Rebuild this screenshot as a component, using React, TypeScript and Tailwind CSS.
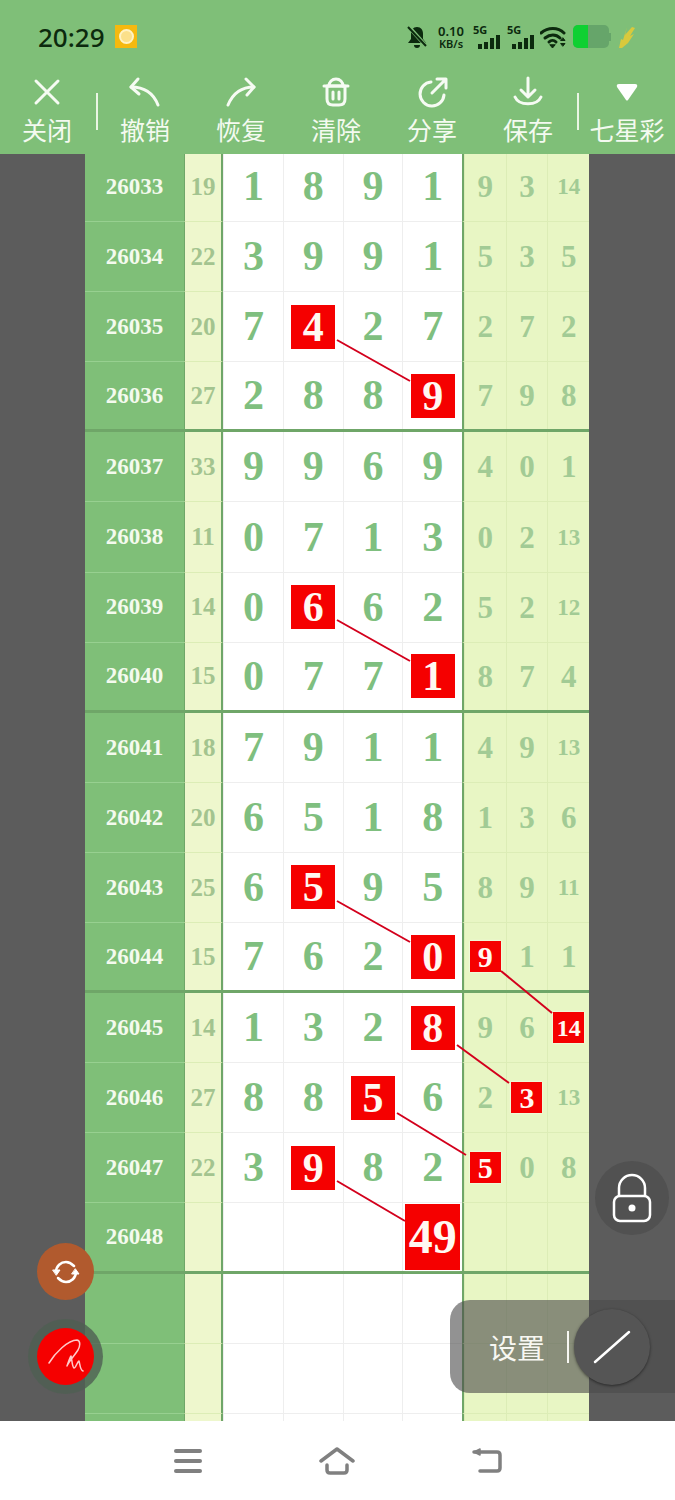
const CJK = "font-['Noto_Sans_CJK_SC','Noto_Sans',sans-serif]";

type Row = { id: string; sum: string; main: string[]; side: string[]; hitMain?: number; hitSide?: number };

const rows: Row[] = [
  { id: '26033', sum: '19', main: ['1', '8', '9', '1'], side: ['9', '3', '14'] },
  { id: '26034', sum: '22', main: ['3', '9', '9', '1'], side: ['5', '3', '5'] },
  { id: '26035', sum: '20', main: ['7', '4', '2', '7'], side: ['2', '7', '2'], hitMain: 1 },
  { id: '26036', sum: '27', main: ['2', '8', '8', '9'], side: ['7', '9', '8'], hitMain: 3 },
  { id: '26037', sum: '33', main: ['9', '9', '6', '9'], side: ['4', '0', '1'] },
  { id: '26038', sum: '11', main: ['0', '7', '1', '3'], side: ['0', '2', '13'] },
  { id: '26039', sum: '14', main: ['0', '6', '6', '2'], side: ['5', '2', '12'], hitMain: 1 },
  { id: '26040', sum: '15', main: ['0', '7', '7', '1'], side: ['8', '7', '4'], hitMain: 3 },
  { id: '26041', sum: '18', main: ['7', '9', '1', '1'], side: ['4', '9', '13'] },
  { id: '26042', sum: '20', main: ['6', '5', '1', '8'], side: ['1', '3', '6'] },
  { id: '26043', sum: '25', main: ['6', '5', '9', '5'], side: ['8', '9', '11'], hitMain: 1 },
  { id: '26044', sum: '15', main: ['7', '6', '2', '0'], side: ['9', '1', '1'], hitMain: 3, hitSide: 0 },
  { id: '26045', sum: '14', main: ['1', '3', '2', '8'], side: ['9', '6', '14'], hitMain: 3, hitSide: 2 },
  { id: '26046', sum: '27', main: ['8', '8', '5', '6'], side: ['2', '3', '13'], hitMain: 2, hitSide: 1 },
  { id: '26047', sum: '22', main: ['3', '9', '8', '2'], side: ['5', '0', '8'], hitMain: 1, hitSide: 0 },
  { id: '26048', sum: '', main: ['', '', '', '49'], side: ['', '', ''], hitMain: 3 },
  { id: '', sum: '', main: ['', '', '', ''], side: ['', '', ''] },
  { id: '', sum: '', main: ['', '', '', ''], side: ['', '', ''] },
  { id: '', sum: '', main: ['', '', '', ''], side: ['', '', ''] },
];

const links = [
  [337, 340, 410, 381],
  [337, 620, 410, 661],
  [337, 901, 410, 942],
  [501, 971, 552, 1013],
  [457, 1045, 509, 1083],
  [397, 1113, 466, 1155],
  [337, 1181, 405, 1221],
];

function ToolItem({ label, width, children }: { label: string; width: string; children: React.ReactNode }) {
  return (
    <div className={`${width} flex flex-col items-center shrink-0 pt-[3px]`}>
      <div className="h-[38px] flex items-center justify-center">{children}</div>
      <span className={`text-[25px] leading-[36px] text-[#f4faf0] whitespace-nowrap ${CJK}`}>{label}</span>
    </div>
  );
}

function Icon({ children }: { children: React.ReactNode }) {
  return (
    <svg width="34" height="34" viewBox="0 0 34 34" fill="none" stroke="#f6fbf3" strokeWidth="3" strokeLinecap="round" strokeLinejoin="round">
      {children}
    </svg>
  );
}

function Signal() {
  return (
    <div className="ml-[7px] w-[27px] flex flex-col font-['Noto_Sans',sans-serif] text-[#0c2a0e]">
      <span className="text-[11px] font-bold leading-[10px]">5G</span>
      <div className="flex items-end gap-[2px] h-[14px] justify-end">
        <div className="w-[4px] h-[5px] bg-[#0c2a0e]" />
        <div className="w-[4px] h-[7px] bg-[#0c2a0e]" />
        <div className="w-[4px] h-[11px] bg-[#0c2a0e]" />
        <div className="w-[4px] h-[14px] bg-[#0c2a0e]" />
      </div>
    </div>
  );
}

function StatusBar() {
  return (
    <div className="h-[70px] flex items-center pl-[38px] pt-[3px]">
      <span className="text-[26px] font-medium text-[#0c2a0e] font-['Noto_Sans',sans-serif] leading-none w-[77px]">20:29</span>
      <div className="w-[22px] h-[23px] bg-[#f5b90f] flex items-center justify-center">
        <div className="w-[15px] h-[15px] rounded-full bg-[#fbe08a] border-2 border-[#fff3c4]" />
      </div>
      <div className="ml-[269px] flex items-center">
        <svg width="22" height="24" viewBox="0 0 22 24" fill="#0c2a0e">
          <path d="M11 2c-4 0-6 3-6 7v5l-3 4h18l-3-4V9c0-4-2-7-6-7zM8 20h6c0 2-1 3-3 3s-3-1-3-3z" />
          <path d="M2 1l18 20" stroke="#7fbf78" strokeWidth="4" />
          <path d="M2 2l18 19" stroke="#0c2a0e" strokeWidth="2" />
        </svg>
        <div className="ml-[8px] w-[30px] flex flex-col items-center font-['Noto_Sans',sans-serif] text-[#0c2a0e] font-semibold">
          <span className="text-[13px] leading-[14px]">0.10</span>
          <span className="text-[11px] leading-[12px]">KB/s</span>
        </div>
        <Signal />
        <Signal />
        <svg className="ml-[6px]" width="28" height="24" viewBox="0 0 28 24" fill="none" stroke="#0c2a0e" strokeWidth="3" strokeLinecap="round">
          <path d="M1 8c7-6 17-6 23 0" />
          <path d="M5 13c5-4 11-4 15 0" />
          <path d="M9 17c2-2 5-2 7 0" />
          <path d="M10 20l2.500 3 2.500-3z" fill="#0c2a0e" strokeWidth="1" />
          <path d="M23 13l2 2.500h-4zM23 21l2-2.500h-4z" fill="#0c2a0e" strokeWidth="1" />
        </svg>
        <div className="ml-[5px] w-[36px] h-[23px] rounded-[5px] bg-[#66a56a] overflow-hidden">
          <div className="w-[15px] h-full bg-[#0fd032]" />
        </div>
        <div className="w-[2px] h-[8px] bg-[#66a56a]" />
        <svg className="ml-[5px]" width="20" height="24" viewBox="0 0 20 24" fill="#d9c93c">
          <path d="M11 2l-2 8 7-8 3 1-5 8 4-2-6 9-6 5-3 0 2-9 2 1z" />
        </svg>
      </div>
    </div>
  );
}

function Toolbar() {
  return (
    <div className="h-[84px] flex items-start">
      <ToolItem label="关闭" width="w-[94px]">
        <Icon><path d="M6 6l22 22M28 6L6 28" /></Icon>
      </ToolItem>
      <div className="w-[2px] h-[37px] mt-[23px] ml-[2px] bg-[#eaf5e4]" />
      <ToolItem label="撤销" width="w-[94px]">
        <Icon><path d="M10 4L3 12l8 7" /><path d="M3 12c12 0 22 5 27 18" /></Icon>
      </ToolItem>
      <ToolItem label="恢复" width="w-[98px]">
        <Icon><path d="M22 4l8 8-7 8" /><path d="M30 12C18 12 9 18 4 30" /></Icon>
      </ToolItem>
      <ToolItem label="清除" width="w-[92px]">
        <Icon>
          <path d="M10 11c0-4 3-7 7-7s7 3 7 7" />
          <path d="M5 11h24" />
          <path d="M8 11h18v13c0 4-2 6-6 6h-6c-4 0-6-2-6-6z" />
          <path d="M14 17v7M20 17v7" />
        </Icon>
      </ToolItem>
      <ToolItem label="分享" width="w-[100px]">
        <Icon>
          <path d="M16 7A12 12 0 1 0 29 20" />
          <path d="M17 18L30 5M22 4h9v9" />
        </Icon>
      </ToolItem>
      <ToolItem label="保存" width="w-[92px]">
        <Icon>
          <path d="M17 3v19M10 15l7 7 7-7" />
          <path d="M4 22c4 9 22 9 26 0" />
        </Icon>
      </ToolItem>
      <div className="w-[2px] h-[37px] mt-[23px] ml-[3px] bg-[#eaf5e4]" />
      <ToolItem label="七星彩" width="w-[96px]">
        <svg width="24" height="20" viewBox="0 0 24 20" fill="#ffffff">
          <path d="M4 2h16q3 0 2 3L13 18q-1 1-2 0L2 5Q1 2 4 2z" />
        </svg>
      </ToolItem>
    </div>
  );
}

function Cell({ value, hit, side }: { value: string; hit: boolean; side?: boolean }) {
  const isBig = value === '49';
  if (hit) {
    const box = isBig ? 'w-[55px] h-[66px] text-[48px]' : side ? 'w-[31px] h-[31px]' : 'w-[44px] h-[44px] text-[42px]';
    const sideSize = value.length > 1 ? 'text-[24px]' : 'text-[30px]';
    return (
      <div className={`flex items-center justify-center ${side ? 'border-l border-[#dcedb6]' : 'border-l border-[#eeeeee]'}`}>
        <div className={`${box} ${side ? sideSize : ''} bg-[#f50000] text-[#fff8f2] flex items-center justify-center leading-none shadow-[0_0_2px_#ffffff]`}>{value}</div>
      </div>
    );
  }
  if (side) {
    return (
      <div className={`flex items-center justify-center border-l border-[#dcedb6] text-[#a2cb95] leading-none ${value.length > 1 ? 'text-[23px]' : 'text-[31px]'}`}>
        {value}
      </div>
    );
  }
  return <div className="flex items-center justify-center border-l border-[#eeeeee] text-[#7fbf7f] text-[42px] leading-none pb-[1px]">{value}</div>;
}

function TableRow({ row, index }: { row: Row; index: number }) {
  const thick = index % 4 === 3;
  return (
    <div className="flex h-[70.1px] shrink-0">
      <div className={`w-[99px] bg-[#7fbf78] flex items-center justify-center pt-[1px] text-[23px] text-[#f4faee] ${thick ? 'border-b-[3px] border-[#6fa668]' : 'border-b border-[#97d090]'}`}>{row.id}</div>
      <div className={`w-[39px] bg-[#eef7cd] border-l border-r-2 border-l-[#6fa668] border-r-[#6fa668] flex items-center justify-center text-[25px] text-[#a3c48f] ${thick ? 'border-b-[3px] border-b-[#6fa668]' : 'border-b border-b-[#dcedb6]'}`}>{row.sum}</div>
      <div className={`w-[239px] grid grid-cols-4 bg-white ${thick ? 'border-b-[3px] border-[#6fa668]' : 'border-b border-[#eeeeee]'}`}>
        {row.main.map((v, i) => <Cell key={i} value={v} hit={row.hitMain === i} />)}
      </div>
      <div className={`w-[127px] grid grid-cols-3 bg-[#e8f6c4] border-l-2 border-l-[#6fa668] ${thick ? 'border-b-[3px] border-b-[#6fa668]' : 'border-b border-b-[#dcedb6]'}`}>
        {row.side.map((v, i) => <Cell key={i} value={v} hit={row.hitSide === i} side />)}
      </div>
    </div>
  );
}

export default function App() {
  return (
    <div className="relative w-[675px] h-[1500px] overflow-hidden flex flex-col bg-white">
      <div className="bg-[#7fbf78] shrink-0">
        <StatusBar />
        <Toolbar />
      </div>

      <div className="h-[1267px] bg-[#5c5c5c] overflow-hidden pl-[85px] font-bold font-['Liberation_Serif',serif]">
        <div className="flex flex-col mt-[-2px]">
          {rows.map((row, i) => <TableRow key={i} row={row} index={i} />)}
        </div>
      </div>

      <div className="flex-1 flex items-center">
        <div className="ml-[174px] w-[28px] flex flex-col gap-[6px]">
          <div className="h-[4px] rounded-full bg-[#808080]" />
          <div className="h-[4px] rounded-full bg-[#808080]" />
          <div className="h-[4px] rounded-full bg-[#808080]" />
        </div>
        <svg className="ml-[117px]" width="36" height="28" viewBox="0 0 36 28" fill="none" stroke="#808080" strokeWidth="3.500" strokeLinecap="round" strokeLinejoin="round">
          <path d="M2 14L18 2l16 12" />
          <path d="M8 18v5c0 2 1 3 3 3h14c2 0 3-1 3-3v-5" />
        </svg>
        <svg className="ml-[116px]" width="32" height="28" viewBox="0 0 32 28" fill="none" stroke="#808080" strokeWidth="3.500" strokeLinecap="round" strokeLinejoin="round">
          <path d="M3 5h23c2 0 3 1 3 3v13c0 2-1 3-3 3H9" />
          <path d="M9 2L3 5l6 3z" fill="#808080" strokeWidth="1.500" />
        </svg>
      </div>

      {/* connecting lines between the hit numbers */}
      <svg className="absolute left-0 top-0 pointer-events-none" width="675" height="1500" fill="none" stroke="#d3001c" strokeWidth="2">
        {links.map((l, i) => <line key={i} x1={l[0]} y1={l[1]} x2={l[2]} y2={l[3]} />)}
      </svg>

      <div className="absolute left-[37px] top-[1243px] w-[57px] h-[57px] rounded-full bg-[#b15a2e] flex items-center justify-center">
        <svg width="32" height="32" viewBox="0 0 32 32" fill="none" stroke="#ffffff" strokeWidth="2.500" strokeLinecap="round">
          <path d="M6 16c0-6 5-10 10-10 4 0 6 2 8 4" />
          <path d="M26 16c0 6-5 10-10 10-4 0-6-2-8-4" />
          <path d="M3 14h7l-3.500 5z" fill="#ffffff" strokeWidth="1" />
          <path d="M22 18h7l-3.500-5z" fill="#ffffff" strokeWidth="1" />
        </svg>
      </div>

      <div className="absolute left-[28px] top-[1319px] w-[75px] h-[75px] rounded-full bg-[#4f5f52]/80 flex items-center justify-center">
        <div className="w-[57px] h-[57px] rounded-full bg-[#f50000] flex items-center justify-center">
          <svg width="40" height="40" viewBox="0 0 40 40" fill="none" stroke="#ffc9c9" strokeWidth="1.500" strokeLinecap="round" strokeLinejoin="round">
            <path d="M3 26C9 16 22 3 31 3c4 1 3 6 1 10-3 5-9 11-11 16 1-3 3-9 4-10 1 3 1 11 3 12 2 0 3-6 5-7 1 3 1 9 4 10" />
          </svg>
        </div>
      </div>

      <div className="absolute left-[595px] top-[1161px] w-[74px] h-[74px] rounded-full bg-[#515151] flex items-center justify-center">
        <svg width="44" height="50" viewBox="0 0 44 50" fill="none" stroke="#ffffff" strokeWidth="2.500">
          <path d="M9 23v-8a13 13 0 0 1 26 0v8" />
          <rect x="4" y="23" width="36" height="25" rx="6" />
          <circle cx="22" cy="35" r="3.500" fill="#ffffff" stroke="none" />
        </svg>
      </div>

      <div className="absolute left-[450px] top-[1300px] w-[225px] h-[93px] rounded-l-[20px] bg-[#4a4a4a]/60 flex items-center pl-[39px]">
        <span className={`text-[28px] text-[#f7f7f2] leading-none w-[78px] ${CJK}`}>设置</span>
        <div className="w-[2px] h-[32px] bg-[#f7f7f2]" />
        <div className="ml-[5px] w-[76px] h-[76px] rounded-full bg-[#555555] shadow-[0_1px_3px_rgba(0,0,0,0.5)] flex items-center justify-center">
          <svg width="40" height="36" viewBox="0 0 40 36" fill="none" stroke="#ffffff" strokeWidth="2.500" strokeLinecap="round">
            <path d="M3 33L37 3" />
          </svg>
        </div>
      </div>
    </div>
  );
}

● WHAT TO DO
Exactly restate the lines from the beginning of the data through the line with "string; sum: string;", and no others, keeping pictures out.

● WRITTEN ANSWER
Rebuild this screenshot as a component, using React, TypeScript and Tailwind CSS.
const CJK = "font-['Noto_Sans_CJK_SC','Noto_Sans',sans-serif]";

type Row = { id: string; sum: string; main: string[]; side: string[]; hitMain?: number; hitSide?: number };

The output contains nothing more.